The problem with that... is that the bags and equipment are unsecured during transport, and potential projectiles if there is a collision. You could throw some equipment on the end of the bench and seat belt it in, but it means one fewer provider in the back (if necessary), and the seat belt is barely securing the items. I have yet to find an ideal solution (other than perhaps securing some stuff on the front passengers seat), and it frustrates me there isn't a better solution.


----------



## novemberuniformtango (Feb 24, 2013)

I'm not a big fan of them. Working a code or a trauma can be very difficult.
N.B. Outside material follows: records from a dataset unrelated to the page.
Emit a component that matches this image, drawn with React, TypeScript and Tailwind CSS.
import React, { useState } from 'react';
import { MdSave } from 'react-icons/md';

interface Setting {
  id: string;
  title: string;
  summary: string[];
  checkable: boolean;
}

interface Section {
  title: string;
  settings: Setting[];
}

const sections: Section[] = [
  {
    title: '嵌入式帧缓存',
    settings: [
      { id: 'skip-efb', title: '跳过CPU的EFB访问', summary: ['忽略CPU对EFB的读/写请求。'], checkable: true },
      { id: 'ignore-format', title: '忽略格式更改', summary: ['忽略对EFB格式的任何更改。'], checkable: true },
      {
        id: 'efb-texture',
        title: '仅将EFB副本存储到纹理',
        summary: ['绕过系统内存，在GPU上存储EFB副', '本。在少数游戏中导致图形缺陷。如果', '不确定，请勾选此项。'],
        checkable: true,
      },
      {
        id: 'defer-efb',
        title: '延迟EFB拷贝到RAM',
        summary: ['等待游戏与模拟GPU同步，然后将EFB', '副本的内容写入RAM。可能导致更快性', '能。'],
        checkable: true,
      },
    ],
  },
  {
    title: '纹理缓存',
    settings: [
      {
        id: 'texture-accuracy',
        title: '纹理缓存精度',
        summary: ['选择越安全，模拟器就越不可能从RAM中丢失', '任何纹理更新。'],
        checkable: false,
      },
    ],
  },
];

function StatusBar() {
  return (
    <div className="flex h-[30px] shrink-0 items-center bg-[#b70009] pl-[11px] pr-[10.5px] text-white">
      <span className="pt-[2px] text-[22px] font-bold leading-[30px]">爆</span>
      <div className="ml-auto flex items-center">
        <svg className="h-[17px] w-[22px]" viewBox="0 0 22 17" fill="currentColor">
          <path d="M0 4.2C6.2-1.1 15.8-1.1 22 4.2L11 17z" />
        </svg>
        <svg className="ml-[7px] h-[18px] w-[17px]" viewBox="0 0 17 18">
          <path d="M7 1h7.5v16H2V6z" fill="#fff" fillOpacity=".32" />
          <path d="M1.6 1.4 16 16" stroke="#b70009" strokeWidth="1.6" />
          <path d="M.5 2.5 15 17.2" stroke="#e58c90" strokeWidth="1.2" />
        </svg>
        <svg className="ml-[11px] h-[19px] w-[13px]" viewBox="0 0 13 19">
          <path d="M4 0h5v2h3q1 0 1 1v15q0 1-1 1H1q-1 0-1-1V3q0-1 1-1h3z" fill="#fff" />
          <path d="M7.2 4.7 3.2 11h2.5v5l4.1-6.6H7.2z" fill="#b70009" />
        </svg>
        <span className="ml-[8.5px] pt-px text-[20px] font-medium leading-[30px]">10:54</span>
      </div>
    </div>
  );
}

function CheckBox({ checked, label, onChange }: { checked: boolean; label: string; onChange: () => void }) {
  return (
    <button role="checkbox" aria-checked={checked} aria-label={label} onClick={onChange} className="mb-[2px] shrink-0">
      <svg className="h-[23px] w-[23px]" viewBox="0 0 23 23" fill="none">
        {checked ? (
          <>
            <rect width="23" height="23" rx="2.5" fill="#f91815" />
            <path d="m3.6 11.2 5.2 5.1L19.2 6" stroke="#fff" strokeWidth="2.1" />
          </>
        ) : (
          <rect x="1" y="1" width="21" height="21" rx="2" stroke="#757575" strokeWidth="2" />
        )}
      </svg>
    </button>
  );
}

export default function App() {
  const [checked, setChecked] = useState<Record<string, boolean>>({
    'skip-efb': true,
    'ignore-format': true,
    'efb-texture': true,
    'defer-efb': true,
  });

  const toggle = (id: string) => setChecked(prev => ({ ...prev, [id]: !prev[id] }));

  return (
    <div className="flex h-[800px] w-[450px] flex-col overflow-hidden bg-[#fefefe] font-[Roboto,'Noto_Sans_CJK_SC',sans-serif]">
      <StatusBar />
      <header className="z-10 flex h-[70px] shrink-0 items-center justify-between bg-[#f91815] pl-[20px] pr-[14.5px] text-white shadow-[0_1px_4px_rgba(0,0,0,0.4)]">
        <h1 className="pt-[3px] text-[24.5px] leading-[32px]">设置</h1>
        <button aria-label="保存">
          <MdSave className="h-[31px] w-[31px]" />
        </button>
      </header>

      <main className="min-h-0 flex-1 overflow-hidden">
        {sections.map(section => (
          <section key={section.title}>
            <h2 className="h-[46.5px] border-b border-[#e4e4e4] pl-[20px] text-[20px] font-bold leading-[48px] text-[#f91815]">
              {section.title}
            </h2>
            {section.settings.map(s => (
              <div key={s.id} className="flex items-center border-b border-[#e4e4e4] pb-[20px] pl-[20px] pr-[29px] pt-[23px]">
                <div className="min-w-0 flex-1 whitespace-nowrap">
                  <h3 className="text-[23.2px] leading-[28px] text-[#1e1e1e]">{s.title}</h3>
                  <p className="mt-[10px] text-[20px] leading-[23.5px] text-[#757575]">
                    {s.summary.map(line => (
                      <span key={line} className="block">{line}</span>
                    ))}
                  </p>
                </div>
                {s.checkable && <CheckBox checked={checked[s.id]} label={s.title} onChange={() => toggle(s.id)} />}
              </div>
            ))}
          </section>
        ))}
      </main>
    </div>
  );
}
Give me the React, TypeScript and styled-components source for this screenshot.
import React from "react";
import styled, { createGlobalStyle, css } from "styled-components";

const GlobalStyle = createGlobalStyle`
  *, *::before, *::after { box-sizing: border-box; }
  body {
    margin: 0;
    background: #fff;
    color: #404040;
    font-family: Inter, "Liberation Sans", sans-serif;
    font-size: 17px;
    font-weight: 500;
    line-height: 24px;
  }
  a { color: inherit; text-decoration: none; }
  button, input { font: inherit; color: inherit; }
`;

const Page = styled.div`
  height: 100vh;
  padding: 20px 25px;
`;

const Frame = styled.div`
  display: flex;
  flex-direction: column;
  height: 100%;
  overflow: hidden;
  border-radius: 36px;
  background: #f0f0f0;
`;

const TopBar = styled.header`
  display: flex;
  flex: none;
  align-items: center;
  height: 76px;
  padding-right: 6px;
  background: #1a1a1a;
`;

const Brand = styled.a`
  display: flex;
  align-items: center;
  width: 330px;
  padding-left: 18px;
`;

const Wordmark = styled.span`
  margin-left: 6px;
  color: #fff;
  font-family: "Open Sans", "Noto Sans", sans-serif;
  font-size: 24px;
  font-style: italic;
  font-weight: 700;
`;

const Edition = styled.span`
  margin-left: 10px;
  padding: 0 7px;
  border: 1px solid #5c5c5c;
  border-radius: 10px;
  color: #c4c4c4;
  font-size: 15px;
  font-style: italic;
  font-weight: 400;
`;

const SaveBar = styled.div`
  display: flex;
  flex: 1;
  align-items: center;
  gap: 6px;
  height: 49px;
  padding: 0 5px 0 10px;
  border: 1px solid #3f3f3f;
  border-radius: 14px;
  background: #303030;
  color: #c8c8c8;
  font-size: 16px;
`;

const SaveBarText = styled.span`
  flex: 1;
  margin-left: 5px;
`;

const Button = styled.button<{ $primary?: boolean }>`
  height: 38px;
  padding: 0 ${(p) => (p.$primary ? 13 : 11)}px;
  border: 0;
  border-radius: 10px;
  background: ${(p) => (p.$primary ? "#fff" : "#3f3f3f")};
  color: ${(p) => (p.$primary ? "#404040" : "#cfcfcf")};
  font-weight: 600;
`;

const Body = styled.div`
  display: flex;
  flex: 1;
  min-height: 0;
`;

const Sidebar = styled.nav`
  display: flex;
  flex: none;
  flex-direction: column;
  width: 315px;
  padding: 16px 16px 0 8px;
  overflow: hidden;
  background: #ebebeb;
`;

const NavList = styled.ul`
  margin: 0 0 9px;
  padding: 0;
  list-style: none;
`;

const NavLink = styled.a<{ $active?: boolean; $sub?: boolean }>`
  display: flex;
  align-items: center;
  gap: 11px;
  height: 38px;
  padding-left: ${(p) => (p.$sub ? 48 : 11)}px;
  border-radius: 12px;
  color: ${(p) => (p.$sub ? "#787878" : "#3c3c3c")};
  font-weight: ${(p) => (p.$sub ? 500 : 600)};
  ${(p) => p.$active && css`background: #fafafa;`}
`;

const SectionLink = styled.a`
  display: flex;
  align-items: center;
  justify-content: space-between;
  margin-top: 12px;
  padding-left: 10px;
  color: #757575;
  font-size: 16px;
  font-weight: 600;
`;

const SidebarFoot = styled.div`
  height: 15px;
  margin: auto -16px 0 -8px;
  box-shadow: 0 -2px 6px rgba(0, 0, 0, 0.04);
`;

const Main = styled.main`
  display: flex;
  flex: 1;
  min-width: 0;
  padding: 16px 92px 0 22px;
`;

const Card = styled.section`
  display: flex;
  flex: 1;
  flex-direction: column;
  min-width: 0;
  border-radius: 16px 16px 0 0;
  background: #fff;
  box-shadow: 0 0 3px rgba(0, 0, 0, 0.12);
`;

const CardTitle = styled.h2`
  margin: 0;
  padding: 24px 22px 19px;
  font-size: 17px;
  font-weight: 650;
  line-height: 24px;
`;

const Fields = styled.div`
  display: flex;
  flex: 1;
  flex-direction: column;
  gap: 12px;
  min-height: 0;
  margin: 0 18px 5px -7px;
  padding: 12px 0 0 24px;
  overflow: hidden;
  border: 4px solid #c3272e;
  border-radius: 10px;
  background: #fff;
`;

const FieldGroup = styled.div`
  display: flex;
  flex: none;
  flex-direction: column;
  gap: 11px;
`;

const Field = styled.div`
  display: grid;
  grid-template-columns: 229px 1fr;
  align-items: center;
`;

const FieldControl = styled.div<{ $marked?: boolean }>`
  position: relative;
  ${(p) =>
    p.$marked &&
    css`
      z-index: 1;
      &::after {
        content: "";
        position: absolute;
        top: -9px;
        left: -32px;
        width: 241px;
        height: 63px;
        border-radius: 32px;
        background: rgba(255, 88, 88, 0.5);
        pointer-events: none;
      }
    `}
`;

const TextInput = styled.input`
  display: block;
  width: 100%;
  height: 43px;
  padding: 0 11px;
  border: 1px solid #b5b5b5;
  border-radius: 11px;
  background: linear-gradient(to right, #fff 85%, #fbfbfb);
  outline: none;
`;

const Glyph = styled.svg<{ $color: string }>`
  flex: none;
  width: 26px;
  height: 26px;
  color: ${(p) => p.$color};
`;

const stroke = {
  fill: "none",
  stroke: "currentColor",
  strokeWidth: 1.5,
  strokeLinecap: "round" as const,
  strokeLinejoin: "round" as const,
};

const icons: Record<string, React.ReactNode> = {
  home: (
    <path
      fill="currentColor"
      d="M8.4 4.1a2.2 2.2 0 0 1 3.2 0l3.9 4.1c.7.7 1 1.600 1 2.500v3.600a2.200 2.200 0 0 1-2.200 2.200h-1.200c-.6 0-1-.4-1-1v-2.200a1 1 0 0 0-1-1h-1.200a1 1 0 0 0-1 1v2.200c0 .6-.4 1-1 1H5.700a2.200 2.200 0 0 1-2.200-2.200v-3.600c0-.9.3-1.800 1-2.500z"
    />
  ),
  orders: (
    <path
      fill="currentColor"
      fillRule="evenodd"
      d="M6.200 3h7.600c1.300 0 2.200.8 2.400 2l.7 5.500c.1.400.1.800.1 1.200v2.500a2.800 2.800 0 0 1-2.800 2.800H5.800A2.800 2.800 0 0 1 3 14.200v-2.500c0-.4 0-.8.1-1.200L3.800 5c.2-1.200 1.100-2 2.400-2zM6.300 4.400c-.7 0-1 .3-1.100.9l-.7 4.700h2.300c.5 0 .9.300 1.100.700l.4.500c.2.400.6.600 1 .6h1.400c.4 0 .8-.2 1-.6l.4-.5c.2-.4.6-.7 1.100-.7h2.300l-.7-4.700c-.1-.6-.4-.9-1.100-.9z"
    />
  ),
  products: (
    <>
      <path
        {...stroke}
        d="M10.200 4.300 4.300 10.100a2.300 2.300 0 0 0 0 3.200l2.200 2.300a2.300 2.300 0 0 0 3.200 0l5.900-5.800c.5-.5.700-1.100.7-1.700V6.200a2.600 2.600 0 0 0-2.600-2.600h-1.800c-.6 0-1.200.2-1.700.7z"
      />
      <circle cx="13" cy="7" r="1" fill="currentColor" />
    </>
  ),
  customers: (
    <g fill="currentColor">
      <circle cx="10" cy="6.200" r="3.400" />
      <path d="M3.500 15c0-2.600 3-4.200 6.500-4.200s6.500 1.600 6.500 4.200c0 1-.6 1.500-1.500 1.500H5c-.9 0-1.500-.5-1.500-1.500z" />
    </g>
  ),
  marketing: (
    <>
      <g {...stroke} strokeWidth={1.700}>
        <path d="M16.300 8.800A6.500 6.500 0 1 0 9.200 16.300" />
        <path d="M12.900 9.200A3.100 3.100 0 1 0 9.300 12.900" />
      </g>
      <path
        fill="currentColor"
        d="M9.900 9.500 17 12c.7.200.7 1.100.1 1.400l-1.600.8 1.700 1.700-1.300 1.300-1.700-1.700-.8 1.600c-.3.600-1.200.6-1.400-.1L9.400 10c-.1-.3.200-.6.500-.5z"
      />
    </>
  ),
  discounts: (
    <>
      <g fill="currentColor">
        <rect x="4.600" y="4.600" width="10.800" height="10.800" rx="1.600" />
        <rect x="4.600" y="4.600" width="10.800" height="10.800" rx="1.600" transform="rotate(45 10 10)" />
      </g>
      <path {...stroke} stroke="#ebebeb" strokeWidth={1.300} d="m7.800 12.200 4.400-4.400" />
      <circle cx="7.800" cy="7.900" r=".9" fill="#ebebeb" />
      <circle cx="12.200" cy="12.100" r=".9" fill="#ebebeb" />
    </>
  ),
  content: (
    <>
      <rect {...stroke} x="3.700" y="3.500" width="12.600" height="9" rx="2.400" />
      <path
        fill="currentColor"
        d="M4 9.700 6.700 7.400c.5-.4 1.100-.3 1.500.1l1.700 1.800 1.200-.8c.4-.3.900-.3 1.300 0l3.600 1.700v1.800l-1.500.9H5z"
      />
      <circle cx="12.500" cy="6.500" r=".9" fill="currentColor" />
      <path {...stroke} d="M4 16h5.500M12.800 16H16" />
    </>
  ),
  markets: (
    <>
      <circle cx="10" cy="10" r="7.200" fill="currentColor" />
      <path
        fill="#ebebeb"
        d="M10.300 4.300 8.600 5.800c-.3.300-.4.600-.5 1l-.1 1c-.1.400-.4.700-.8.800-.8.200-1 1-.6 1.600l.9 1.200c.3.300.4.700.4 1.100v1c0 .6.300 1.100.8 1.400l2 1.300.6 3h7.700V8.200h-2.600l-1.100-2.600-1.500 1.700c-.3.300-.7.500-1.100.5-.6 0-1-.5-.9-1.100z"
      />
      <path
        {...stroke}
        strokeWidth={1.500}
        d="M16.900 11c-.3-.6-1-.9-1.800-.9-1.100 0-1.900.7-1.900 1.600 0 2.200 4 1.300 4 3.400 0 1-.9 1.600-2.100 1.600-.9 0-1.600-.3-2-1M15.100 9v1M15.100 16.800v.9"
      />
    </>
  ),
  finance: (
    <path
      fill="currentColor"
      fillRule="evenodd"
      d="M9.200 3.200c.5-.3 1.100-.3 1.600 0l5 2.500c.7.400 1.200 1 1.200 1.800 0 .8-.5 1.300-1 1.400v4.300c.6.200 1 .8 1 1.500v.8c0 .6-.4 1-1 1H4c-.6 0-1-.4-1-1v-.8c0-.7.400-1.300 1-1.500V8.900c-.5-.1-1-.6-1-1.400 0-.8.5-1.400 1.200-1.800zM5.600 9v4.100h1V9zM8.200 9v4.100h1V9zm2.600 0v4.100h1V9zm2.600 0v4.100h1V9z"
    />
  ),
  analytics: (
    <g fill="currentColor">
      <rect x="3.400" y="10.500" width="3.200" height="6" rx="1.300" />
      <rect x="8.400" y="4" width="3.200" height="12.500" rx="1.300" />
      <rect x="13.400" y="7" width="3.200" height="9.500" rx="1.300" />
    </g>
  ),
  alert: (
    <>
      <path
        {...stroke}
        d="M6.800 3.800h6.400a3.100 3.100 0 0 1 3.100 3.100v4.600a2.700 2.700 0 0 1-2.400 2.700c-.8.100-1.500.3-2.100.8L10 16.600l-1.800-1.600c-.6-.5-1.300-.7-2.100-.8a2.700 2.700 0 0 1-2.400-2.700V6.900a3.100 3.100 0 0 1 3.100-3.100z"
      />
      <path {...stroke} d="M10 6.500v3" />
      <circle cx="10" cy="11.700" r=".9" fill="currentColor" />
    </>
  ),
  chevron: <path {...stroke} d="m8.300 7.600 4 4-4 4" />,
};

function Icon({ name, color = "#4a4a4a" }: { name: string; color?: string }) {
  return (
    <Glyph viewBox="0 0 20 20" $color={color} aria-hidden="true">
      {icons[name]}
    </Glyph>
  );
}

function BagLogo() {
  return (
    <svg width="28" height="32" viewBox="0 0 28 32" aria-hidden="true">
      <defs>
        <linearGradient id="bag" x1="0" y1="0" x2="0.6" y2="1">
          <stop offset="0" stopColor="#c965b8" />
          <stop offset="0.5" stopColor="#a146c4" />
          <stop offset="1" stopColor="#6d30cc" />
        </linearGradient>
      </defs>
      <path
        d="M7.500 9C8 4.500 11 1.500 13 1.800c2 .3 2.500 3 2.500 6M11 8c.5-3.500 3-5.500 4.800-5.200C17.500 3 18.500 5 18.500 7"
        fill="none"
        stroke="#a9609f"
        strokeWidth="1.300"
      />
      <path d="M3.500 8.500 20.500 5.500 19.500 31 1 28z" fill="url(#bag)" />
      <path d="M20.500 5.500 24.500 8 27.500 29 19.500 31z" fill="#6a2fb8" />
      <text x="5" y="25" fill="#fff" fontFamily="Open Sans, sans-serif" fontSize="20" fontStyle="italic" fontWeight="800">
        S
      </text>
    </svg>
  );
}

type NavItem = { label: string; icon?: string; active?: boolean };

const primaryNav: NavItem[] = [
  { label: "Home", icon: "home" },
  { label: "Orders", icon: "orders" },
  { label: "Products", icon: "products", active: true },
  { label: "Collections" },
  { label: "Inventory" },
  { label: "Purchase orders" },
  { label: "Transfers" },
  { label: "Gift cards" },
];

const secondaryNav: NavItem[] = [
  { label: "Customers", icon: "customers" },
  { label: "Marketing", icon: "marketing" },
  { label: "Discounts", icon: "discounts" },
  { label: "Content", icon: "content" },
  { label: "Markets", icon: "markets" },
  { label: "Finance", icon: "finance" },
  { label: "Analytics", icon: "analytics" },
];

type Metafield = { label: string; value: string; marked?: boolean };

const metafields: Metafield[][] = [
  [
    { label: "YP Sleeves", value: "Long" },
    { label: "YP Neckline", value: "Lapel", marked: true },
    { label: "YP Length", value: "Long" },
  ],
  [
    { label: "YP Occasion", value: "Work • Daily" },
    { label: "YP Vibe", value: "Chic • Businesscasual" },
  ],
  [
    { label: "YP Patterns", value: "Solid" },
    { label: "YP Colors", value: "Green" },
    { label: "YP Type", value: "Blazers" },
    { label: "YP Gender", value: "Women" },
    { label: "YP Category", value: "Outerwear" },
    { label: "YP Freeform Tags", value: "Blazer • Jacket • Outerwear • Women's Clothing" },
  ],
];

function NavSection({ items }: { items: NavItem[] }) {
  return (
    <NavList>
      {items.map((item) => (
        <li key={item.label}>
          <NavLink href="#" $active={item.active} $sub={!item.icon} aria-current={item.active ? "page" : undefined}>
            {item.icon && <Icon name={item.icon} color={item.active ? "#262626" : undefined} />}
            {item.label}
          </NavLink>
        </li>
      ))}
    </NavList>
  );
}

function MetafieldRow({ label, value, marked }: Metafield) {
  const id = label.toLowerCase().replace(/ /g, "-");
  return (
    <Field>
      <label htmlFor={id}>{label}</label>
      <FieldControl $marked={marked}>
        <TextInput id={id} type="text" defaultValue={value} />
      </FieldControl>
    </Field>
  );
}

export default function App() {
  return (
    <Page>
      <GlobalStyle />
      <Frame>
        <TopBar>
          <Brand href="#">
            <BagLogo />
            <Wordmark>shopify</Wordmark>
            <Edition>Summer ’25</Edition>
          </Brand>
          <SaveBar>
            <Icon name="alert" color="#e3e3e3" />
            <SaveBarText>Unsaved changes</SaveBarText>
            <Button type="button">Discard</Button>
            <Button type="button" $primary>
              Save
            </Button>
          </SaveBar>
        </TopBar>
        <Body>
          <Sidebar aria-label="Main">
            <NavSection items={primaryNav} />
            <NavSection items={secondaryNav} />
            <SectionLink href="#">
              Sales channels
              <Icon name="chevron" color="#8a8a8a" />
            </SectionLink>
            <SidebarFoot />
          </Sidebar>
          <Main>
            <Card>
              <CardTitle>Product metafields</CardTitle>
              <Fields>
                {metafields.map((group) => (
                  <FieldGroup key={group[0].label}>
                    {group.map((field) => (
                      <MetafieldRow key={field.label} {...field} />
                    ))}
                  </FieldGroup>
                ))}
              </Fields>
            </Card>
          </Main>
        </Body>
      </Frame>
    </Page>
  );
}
Even With a box I feel that if you don't have a center mounted stretcher if can be a pain.


----------



## medictinysc (Feb 24, 2013)

emt.dan said:


> The problem with that... is that the bags and equipment are unsecured during transport, and potential projectiles if there is a collision. You could throw some equipment on the end of the bench and seat belt it in, but it means one fewer provider in the back (if necessary), and the seat belt is barely securing the items. I have yet to find an ideal solution (other than perhaps securing some stuff on the front passengers seat), and it frustrates me there isn't a better solution.



Our front bulkhead has two shelves and a 9' strap to. Hold the ALS bag and BLS oxygen with. It less than ideal


----------